The lines to extract run from the first line of the material below to the line containing "const [selected, setSelected]", both included; leave the pictures behind.

** begin **

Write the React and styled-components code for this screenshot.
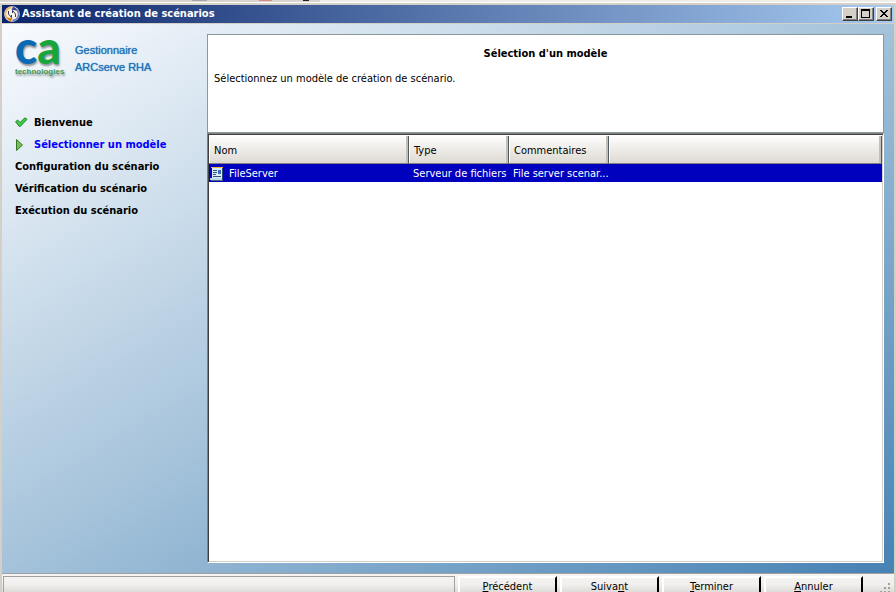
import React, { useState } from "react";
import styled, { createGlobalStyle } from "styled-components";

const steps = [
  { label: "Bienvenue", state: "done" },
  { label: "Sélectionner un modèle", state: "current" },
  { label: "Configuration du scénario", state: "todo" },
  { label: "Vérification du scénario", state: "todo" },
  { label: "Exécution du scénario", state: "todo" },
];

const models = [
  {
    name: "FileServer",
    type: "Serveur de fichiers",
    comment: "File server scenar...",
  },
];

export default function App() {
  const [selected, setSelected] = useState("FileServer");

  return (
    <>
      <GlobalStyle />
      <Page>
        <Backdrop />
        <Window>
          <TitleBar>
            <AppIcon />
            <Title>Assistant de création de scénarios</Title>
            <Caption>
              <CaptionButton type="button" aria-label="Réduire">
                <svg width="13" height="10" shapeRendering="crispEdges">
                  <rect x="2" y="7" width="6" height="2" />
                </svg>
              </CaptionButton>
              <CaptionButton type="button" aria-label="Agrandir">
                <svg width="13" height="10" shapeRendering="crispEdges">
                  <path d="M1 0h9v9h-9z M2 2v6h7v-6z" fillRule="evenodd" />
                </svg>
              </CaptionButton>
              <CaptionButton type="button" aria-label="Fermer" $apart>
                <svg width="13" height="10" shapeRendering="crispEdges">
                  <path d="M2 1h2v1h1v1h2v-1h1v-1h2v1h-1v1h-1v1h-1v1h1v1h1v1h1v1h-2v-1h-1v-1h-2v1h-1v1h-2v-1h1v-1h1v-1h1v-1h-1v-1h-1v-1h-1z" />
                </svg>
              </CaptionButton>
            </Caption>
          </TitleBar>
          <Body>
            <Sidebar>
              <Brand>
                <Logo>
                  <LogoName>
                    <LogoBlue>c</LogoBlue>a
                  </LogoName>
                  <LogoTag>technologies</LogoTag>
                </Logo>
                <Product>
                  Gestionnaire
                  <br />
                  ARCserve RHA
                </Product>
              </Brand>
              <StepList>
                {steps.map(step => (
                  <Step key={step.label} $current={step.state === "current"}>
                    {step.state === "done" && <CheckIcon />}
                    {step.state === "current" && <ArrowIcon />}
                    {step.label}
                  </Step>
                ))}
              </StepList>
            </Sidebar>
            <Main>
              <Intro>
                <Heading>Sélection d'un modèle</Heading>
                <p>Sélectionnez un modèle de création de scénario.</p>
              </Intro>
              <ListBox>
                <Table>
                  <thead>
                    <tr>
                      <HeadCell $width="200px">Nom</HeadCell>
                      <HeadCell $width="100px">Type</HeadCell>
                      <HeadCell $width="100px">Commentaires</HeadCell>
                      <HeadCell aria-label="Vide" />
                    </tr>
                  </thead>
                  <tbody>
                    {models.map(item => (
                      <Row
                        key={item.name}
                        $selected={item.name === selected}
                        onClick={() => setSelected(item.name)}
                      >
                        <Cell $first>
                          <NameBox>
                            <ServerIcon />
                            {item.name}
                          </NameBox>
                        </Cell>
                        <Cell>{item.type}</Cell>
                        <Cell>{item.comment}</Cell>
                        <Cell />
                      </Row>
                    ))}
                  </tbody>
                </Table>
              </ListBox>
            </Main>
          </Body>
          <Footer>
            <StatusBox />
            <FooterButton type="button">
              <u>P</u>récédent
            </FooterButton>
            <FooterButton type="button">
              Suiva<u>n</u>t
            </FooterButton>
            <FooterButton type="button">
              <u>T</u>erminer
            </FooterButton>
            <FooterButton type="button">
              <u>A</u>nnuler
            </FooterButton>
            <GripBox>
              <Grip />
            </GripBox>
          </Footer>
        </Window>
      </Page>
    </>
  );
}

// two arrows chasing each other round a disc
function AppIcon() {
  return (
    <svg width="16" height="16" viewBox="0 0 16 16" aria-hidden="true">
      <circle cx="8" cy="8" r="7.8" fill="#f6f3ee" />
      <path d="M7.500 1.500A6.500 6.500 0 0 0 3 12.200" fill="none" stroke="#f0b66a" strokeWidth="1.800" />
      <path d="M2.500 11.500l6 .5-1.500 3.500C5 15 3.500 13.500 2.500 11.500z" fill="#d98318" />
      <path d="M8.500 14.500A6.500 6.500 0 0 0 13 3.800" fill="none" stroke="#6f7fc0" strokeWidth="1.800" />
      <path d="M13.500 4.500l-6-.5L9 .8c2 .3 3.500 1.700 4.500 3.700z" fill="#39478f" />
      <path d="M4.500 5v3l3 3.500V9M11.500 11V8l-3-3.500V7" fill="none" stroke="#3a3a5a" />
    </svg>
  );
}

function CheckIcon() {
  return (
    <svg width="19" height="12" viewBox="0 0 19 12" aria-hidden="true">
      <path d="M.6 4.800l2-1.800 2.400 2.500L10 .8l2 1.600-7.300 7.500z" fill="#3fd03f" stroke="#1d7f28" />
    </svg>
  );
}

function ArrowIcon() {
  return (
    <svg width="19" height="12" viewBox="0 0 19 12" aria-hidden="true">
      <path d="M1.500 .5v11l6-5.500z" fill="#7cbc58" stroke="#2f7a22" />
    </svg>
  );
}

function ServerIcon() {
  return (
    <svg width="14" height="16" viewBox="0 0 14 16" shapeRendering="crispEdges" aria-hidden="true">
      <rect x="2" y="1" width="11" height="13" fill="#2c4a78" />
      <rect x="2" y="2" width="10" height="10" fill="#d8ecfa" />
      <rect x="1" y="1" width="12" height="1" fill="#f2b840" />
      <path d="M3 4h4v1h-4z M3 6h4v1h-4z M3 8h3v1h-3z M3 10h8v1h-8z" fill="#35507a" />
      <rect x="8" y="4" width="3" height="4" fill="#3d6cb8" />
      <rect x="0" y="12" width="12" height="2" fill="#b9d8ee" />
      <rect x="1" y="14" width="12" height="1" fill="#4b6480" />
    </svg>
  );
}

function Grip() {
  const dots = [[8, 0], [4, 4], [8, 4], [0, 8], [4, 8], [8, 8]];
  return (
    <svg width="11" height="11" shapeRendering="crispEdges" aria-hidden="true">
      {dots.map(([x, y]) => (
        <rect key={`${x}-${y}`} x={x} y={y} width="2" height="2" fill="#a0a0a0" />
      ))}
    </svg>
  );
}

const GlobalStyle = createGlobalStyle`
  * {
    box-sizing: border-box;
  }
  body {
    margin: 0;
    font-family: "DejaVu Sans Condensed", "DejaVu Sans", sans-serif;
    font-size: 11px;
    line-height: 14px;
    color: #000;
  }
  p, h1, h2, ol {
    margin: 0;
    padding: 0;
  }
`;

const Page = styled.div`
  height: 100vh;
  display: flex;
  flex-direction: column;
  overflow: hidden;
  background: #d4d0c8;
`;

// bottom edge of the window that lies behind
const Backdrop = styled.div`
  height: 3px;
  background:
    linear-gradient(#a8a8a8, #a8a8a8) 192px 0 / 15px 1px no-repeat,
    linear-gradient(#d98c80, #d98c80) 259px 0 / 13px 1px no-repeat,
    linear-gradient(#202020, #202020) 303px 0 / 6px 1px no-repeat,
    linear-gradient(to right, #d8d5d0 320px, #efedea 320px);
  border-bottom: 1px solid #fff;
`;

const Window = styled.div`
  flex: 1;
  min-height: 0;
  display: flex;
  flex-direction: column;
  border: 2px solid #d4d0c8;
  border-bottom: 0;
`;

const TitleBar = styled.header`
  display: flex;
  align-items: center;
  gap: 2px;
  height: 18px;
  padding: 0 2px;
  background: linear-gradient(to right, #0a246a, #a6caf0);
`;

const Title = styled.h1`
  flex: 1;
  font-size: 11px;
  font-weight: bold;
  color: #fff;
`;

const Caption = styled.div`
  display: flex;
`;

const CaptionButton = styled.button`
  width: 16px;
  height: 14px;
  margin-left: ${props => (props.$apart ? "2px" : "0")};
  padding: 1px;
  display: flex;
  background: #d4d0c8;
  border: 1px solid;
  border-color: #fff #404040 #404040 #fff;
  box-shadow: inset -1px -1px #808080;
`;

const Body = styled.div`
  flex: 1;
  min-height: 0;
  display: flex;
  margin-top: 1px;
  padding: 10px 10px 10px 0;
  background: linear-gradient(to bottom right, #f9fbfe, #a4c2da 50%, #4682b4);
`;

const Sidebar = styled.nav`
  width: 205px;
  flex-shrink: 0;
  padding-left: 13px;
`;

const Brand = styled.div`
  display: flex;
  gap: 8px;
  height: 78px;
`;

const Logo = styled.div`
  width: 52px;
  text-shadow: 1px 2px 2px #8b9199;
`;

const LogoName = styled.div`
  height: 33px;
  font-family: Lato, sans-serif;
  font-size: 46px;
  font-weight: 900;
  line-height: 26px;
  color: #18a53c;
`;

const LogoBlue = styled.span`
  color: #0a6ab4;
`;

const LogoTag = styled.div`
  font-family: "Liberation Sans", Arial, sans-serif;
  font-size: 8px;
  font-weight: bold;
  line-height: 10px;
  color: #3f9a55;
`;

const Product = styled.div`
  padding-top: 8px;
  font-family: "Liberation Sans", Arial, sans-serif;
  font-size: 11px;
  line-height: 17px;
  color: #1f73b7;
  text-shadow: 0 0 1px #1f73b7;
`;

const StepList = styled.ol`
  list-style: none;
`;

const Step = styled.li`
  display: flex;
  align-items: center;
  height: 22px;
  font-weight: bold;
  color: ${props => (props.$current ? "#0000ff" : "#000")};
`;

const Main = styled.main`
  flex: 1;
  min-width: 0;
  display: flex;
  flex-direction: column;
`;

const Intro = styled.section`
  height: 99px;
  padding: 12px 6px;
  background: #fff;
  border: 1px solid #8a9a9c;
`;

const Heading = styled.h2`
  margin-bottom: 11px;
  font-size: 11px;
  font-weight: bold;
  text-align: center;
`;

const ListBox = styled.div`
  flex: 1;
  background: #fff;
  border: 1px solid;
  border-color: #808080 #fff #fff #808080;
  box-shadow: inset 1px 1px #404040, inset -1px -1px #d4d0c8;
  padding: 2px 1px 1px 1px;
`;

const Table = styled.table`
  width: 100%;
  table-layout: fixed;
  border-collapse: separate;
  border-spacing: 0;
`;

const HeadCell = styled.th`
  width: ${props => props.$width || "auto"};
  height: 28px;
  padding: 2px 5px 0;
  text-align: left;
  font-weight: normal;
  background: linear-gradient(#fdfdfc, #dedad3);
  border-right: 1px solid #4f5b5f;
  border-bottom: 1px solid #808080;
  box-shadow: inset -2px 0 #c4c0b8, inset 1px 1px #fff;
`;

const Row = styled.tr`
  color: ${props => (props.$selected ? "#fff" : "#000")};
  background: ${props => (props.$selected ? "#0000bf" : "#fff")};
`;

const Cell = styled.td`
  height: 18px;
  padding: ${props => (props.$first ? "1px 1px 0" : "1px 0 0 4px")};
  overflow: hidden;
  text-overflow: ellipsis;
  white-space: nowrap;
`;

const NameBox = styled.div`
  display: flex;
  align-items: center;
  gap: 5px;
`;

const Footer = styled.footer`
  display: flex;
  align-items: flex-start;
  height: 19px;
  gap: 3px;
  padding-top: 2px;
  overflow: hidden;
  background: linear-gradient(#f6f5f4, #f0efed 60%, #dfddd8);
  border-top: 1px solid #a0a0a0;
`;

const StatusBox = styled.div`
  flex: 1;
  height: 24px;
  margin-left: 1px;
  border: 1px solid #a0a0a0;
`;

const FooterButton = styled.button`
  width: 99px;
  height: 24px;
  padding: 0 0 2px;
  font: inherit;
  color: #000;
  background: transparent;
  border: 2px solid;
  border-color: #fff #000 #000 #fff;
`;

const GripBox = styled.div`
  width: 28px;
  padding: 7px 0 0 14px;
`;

** end **

#### Output
Write the React and styled-components code for this screenshot.
import React, { useState } from "react";
import styled, { createGlobalStyle } from "styled-components";

const steps = [
  { label: "Bienvenue", state: "done" },
  { label: "Sélectionner un modèle", state: "current" },
  { label: "Configuration du scénario", state: "todo" },
  { label: "Vérification du scénario", state: "todo" },
  { label: "Exécution du scénario", state: "todo" },
];

const models = [
  {
    name: "FileServer",
    type: "Serveur de fichiers",
    comment: "File server scenar...",
  },
];

export default function App() {
  const [selected, setSelected] = useState("FileServer");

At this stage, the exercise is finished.